- **Task objective**
Return precisely the span of lines from the top of the material below to the line containing "string; children?: ReactNode", both included. Pictures are excluded.

- **Stored data**
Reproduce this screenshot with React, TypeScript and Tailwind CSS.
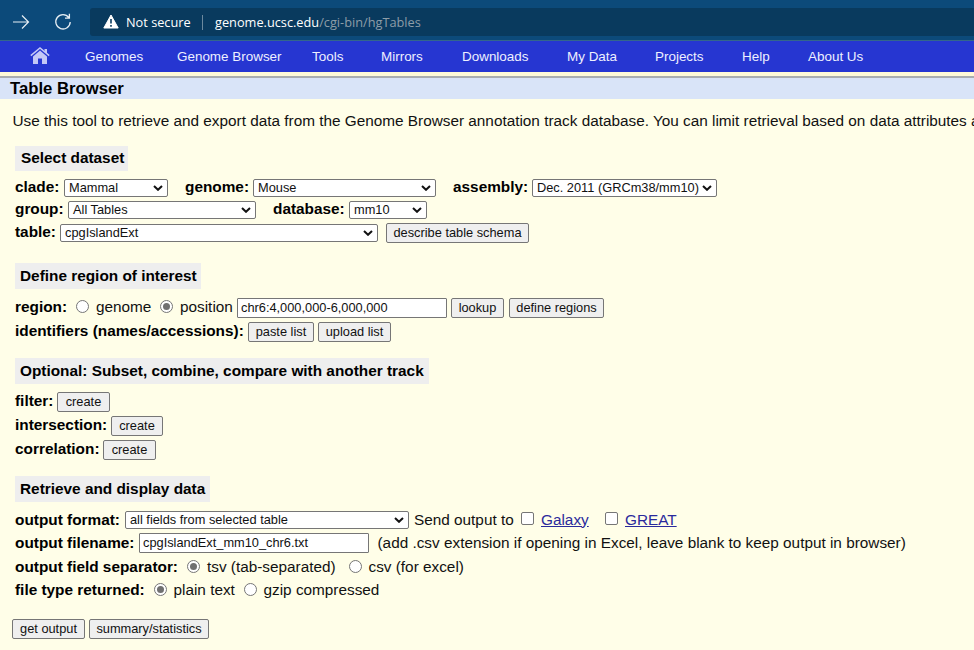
import type { ReactNode } from 'react';

type BoxProps = { className?: string; children?: ReactNode };

function Label({ className = 'pb-[2px]', children }: BoxProps) {
  return <span className={`shrink-0 whitespace-nowrap text-[15.36px] leading-[18px] font-bold text-black ${className}`}>{children}</span>;
}

function Text({ className = '', children }: BoxProps) {
  return <span className={`shrink-0 whitespace-nowrap text-[15.34px] leading-[18px] ${className}`}>{children}</span>;
}

function Select({ className = '', children }: BoxProps) {
  return (
    <span className={`flex h-[18px] shrink-0 items-center justify-between rounded-[2px] border border-[#767676] bg-white pr-[4px] pl-[4px] text-[12.8px] whitespace-nowrap ${className}`}>
      <span>{children}</span>
      <svg className="h-[6px] w-[10px] shrink-0" viewBox="0 0 10 6" fill="none" stroke="#111" strokeWidth="2">
        <path d="M1 1L5 4.8L9 1" />
      </svg>
    </span>
  );
}

function Button({ className = '', children }: BoxProps) {
  return (
    <button className={`flex h-[20px] shrink-0 items-center justify-center rounded-[2px] border border-[#767676] bg-[#efefef] text-[12.8px] whitespace-nowrap ${className}`}>
      {children}
    </button>
  );
}

function Field({ className = '', children }: BoxProps) {
  return (
    <span className={`flex h-[20px] shrink-0 items-center rounded-[1px] border border-[#767676] bg-white pl-[3px] text-[12.8px] whitespace-nowrap ${className}`}>
      {children}
    </span>
  );
}

function Radio({ checked = false, className = '' }: { checked?: boolean; className?: string }) {
  return (
    <span className={`flex size-[13px] shrink-0 items-center justify-center rounded-full border border-[#767676] bg-white ${className}`}>
      {checked && <span className="size-[7px] rounded-full bg-[#707070]" />}
    </span>
  );
}

function Check({ className = '' }: { className?: string }) {
  return <span className={`size-[13px] shrink-0 rounded-[2px] border border-[#767676] bg-white ${className}`} />;
}

function Heading({ className = '', children }: BoxProps) {
  return (
    <h2 className={`flex items-center bg-[#eeeeee] text-[15.36px] font-bold whitespace-nowrap text-black ${className}`}>{children}</h2>
  );
}

function Row({ className = '', children }: BoxProps) {
  return <div className={`flex items-center ${className}`}>{children}</div>;
}

export default function App() {
  return (
    <div className="h-[650px] w-[974px] overflow-hidden bg-[#fffee8] font-['Liberation_Sans',Arial,sans-serif] text-[#111]">
      <div className="flex h-[40px] items-center bg-[#0c4a7a] pt-[4px]">
        <svg className="ml-[12px] size-[18px] shrink-0" viewBox="0 0 18 18" fill="none" stroke="#e6eef4" strokeWidth="1.2">
          <path d="M1 9H16.5M10 2.5L16.5 9L10 15.5" />
        </svg>
        <svg className="ml-[24px] size-[18px] shrink-0" viewBox="0 0 18 18" fill="none" stroke="#e6eef4" strokeWidth="1.3">
          <path d="M14.8 4.5A7.2 7.2 0 1 0 16.2 9M11 5.2H15.4V0.8" />
        </svg>
        <div className="ml-[18px] flex h-[28px] flex-1 items-center rounded-l-[3px] bg-[#093a5e] font-['Open_Sans','Noto_Sans',sans-serif] text-[12.75px] whitespace-nowrap text-white">
          <svg className="-mt-[2px] ml-[13px] h-[15px] w-[16px] shrink-0" viewBox="0 0 16 15">
            <path d="M8 1L15.2 14H0.8Z" fill="#fff" stroke="#fff" strokeWidth="1" strokeLinejoin="round" />
            <path d="M8 5V9.5M8 11V12.7" stroke="#093a5e" strokeWidth="1.6" />
          </svg>
          <span className="ml-[7px] w-[76px] pt-px">Not secure</span>
          <span className="mr-[12px] h-[15px] w-px bg-[#6c899e]" />
          <span className="pt-px">genome.ucsc.edu</span>
          <span className="pt-px text-[#8d9da8]">/cgi-bin/hgTables</span>
        </div>
      </div>
      <div className="h-px bg-[#33668b]" />
      <nav className="flex h-[31px] items-center bg-[#2636d1] pt-px text-[13.44px] whitespace-nowrap text-[#eef0ff]">
        <svg className="-mt-[2px] ml-[30px] h-[18px] w-[20px] shrink-0" viewBox="0 0 20 18">
          <path d="M0.8 8.7L10 1L19.2 8.7" fill="none" stroke="#c4c8f6" strokeWidth="1.5" />
          <path d="M14.5 2H17V7L14.5 5ZM10 3.6L17 9.6V17H12V11.5H8V17H3V9.6Z" fill="#c4c8f6" />
        </svg>
        <span className="ml-[35px] w-[92px]">Genomes</span>
        <span className="w-[135px]">Genome Browser</span>
        <span className="w-[69px]">Tools</span>
        <span className="w-[81px]">Mirrors</span>
        <span className="w-[105px]">Downloads</span>
        <span className="w-[88px]">My Data</span>
        <span className="w-[87px]">Projects</span>
        <span className="w-[66px]">Help</span>
        <span>About Us</span>
      </nav>
      <div className="h-[4px] bg-[#fff9d8]" />
      <div className="h-[2px] bg-[#a9adb0]" />
      <h1 className="flex h-[21px] items-center bg-[#d9e4f8] pl-[10px] text-[16.7px] font-bold text-black">Table Browser</h1>
      <p className="mt-[13px] pl-[12.5px] text-[15.34px] leading-[18px] whitespace-nowrap">
        Use this tool to retrieve and export data from the Genome Browser annotation track database. You can limit retrieval based on data attributes a
      </p>

      <main className="pt-[16px] pl-[15px]">
        <Heading className="h-[25px] w-[113px] pb-[2px] pl-[6px]">Select dataset</Heading>
        <Row className="mt-[8px] h-[18px]">
          <Label className="w-[49px] pb-[2px]">clade:</Label>
          <Select className="w-[104px]">Mammal</Select>
          <Label className="ml-[17px] w-[68px] pb-[2px]">genome:</Label>
          <Select className="w-[183px]">Mouse</Select>
          <Label className="ml-[17px] w-[79px] pb-[2px]">assembly:</Label>
          <Select className="w-[185px]">Dec. 2011 (GRCm38/mm10)</Select>
        </Row>
        <Row className="mt-[4px] h-[18px]">
          <Label className="w-[53px] pb-[2px]">group:</Label>
          <Select className="w-[188px]">All Tables</Select>
          <Label className="ml-[17px] w-[76px] pb-[2px]">database:</Label>
          <Select className="w-[78px]">mm10</Select>
        </Row>
        <Row className="mt-[4px] h-[20px]">
          <Label className="w-[45px] pb-[2px]">table:</Label>
          <Select className="w-[318px]">cpgIslandExt</Select>
          <Button className="ml-[8px] w-[143px]">describe table schema</Button>
        </Row>

        <Heading className="mt-[20px] h-[26px] w-[186px] pl-[5px]">Define region of interest</Heading>
        <Row className="mt-[9px] h-[20px]">
          <Label className="w-[61px] pb-[2px]">region:</Label>
          <Radio className="-mt-[4px]" />
          <Text className="ml-[7px] w-[64px] pb-[2px]">genome</Text>
          <Radio checked className="-mt-[4px]" />
          <Text className="ml-[7px] w-[57px] pb-[2px]">position</Text>
          <Field className="w-[210px]">chr6:4,000,000-6,000,000</Field>
          <Button className="ml-[4px] w-[53px]">lookup</Button>
          <Button className="ml-[5px] w-[95px]">define regions</Button>
        </Row>
        <Row className="mt-[4px] h-[20px]">
          <Label className="w-[233px] pb-[2px]">identifiers (names/accessions):</Label>
          <Button className="w-[66px]">paste list</Button>
          <Button className="ml-[4px] w-[73px]">upload list</Button>
        </Row>

        <Heading className="mt-[16px] h-[26px] w-[414px] pl-[5px]">Optional: Subset, combine, compare with another track</Heading>
        <Row className="mt-[8px] h-[20px]">
          <Label className="w-[42px] pb-[2px]">filter:</Label>
          <Button className="w-[53px]">create</Button>
        </Row>
        <Row className="mt-[4px] h-[20px]">
          <Label className="w-[96px] pb-[2px]">intersection:</Label>
          <Button className="w-[52px]">create</Button>
        </Row>
        <Row className="mt-[4px] h-[20px]">
          <Label className="w-[88px] pb-[2px]">correlation:</Label>
          <Button className="w-[53px]">create</Button>
        </Row>

        <Heading className="mt-[16px] h-[26px] w-[195px] pl-[5px]">Retrieve and display data</Heading>
        <Row className="mt-[9px] h-[18px]">
          <Label className="w-[110px] pb-px">output format:</Label>
          <Select className="w-[284px]">all fields from selected table</Select>
          <Text className="ml-[5px] w-[107px] pb-px">Send output to</Text>
          <Check className="-mt-[3px]" />
          <Text className="ml-[7px] w-[64px] pb-px text-[#2a2a9c] underline">Galaxy</Text>
          <Check className="-mt-[3px]" />
          <Text className="ml-[7px] pb-px text-[#2a2a9c] underline">GREAT</Text>
        </Row>
        <Row className="mt-[4px] h-[20px]">
          <Label className="w-[124px] pb-px">output filename:</Label>
          <Field className="w-[230px]">cpgIslandExt_mm10_chr6.txt</Field>
          <Text className="ml-[8.5px] pb-px">(add .csv extension if opening in Excel, leave blank to keep output in browser)</Text>
        </Row>
        <Row className="mt-[4px] h-[20px]">
          <Label className="w-[172px]">output field separator:</Label>
          <Radio checked className="-mt-[2px]" />
          <Text className="ml-[7px] w-[142px]">tsv (tab-separated)</Text>
          <Radio className="-mt-[2px]" />
          <Text className="ml-[6.5px]">csv (for excel)</Text>
        </Row>
        <Row className="mt-[3px] h-[20px]">
          <Label className="w-[139px]">file type returned:</Label>
          <Radio checked className="-mt-[2px]" />
          <Text className="ml-[6.5px] w-[70.5px]">plain text</Text>
          <Radio className="-mt-[2px]" />
          <Text className="ml-[6.5px]">gzip compressed</Text>
        </Row>
      </main>
      <Row className="mt-[19px] h-[20px] pl-[12px]">
        <Button className="w-[73px]">get output</Button>
        <Button className="ml-[4px] w-[120px]">summary/statistics</Button>
      </Row>
    </div>
  );
}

- **Result of the exercise**
Reproduce this screenshot with React, TypeScript and Tailwind CSS.
import type { ReactNode } from 'react';

type BoxProps = { className?: string; children?: ReactNode };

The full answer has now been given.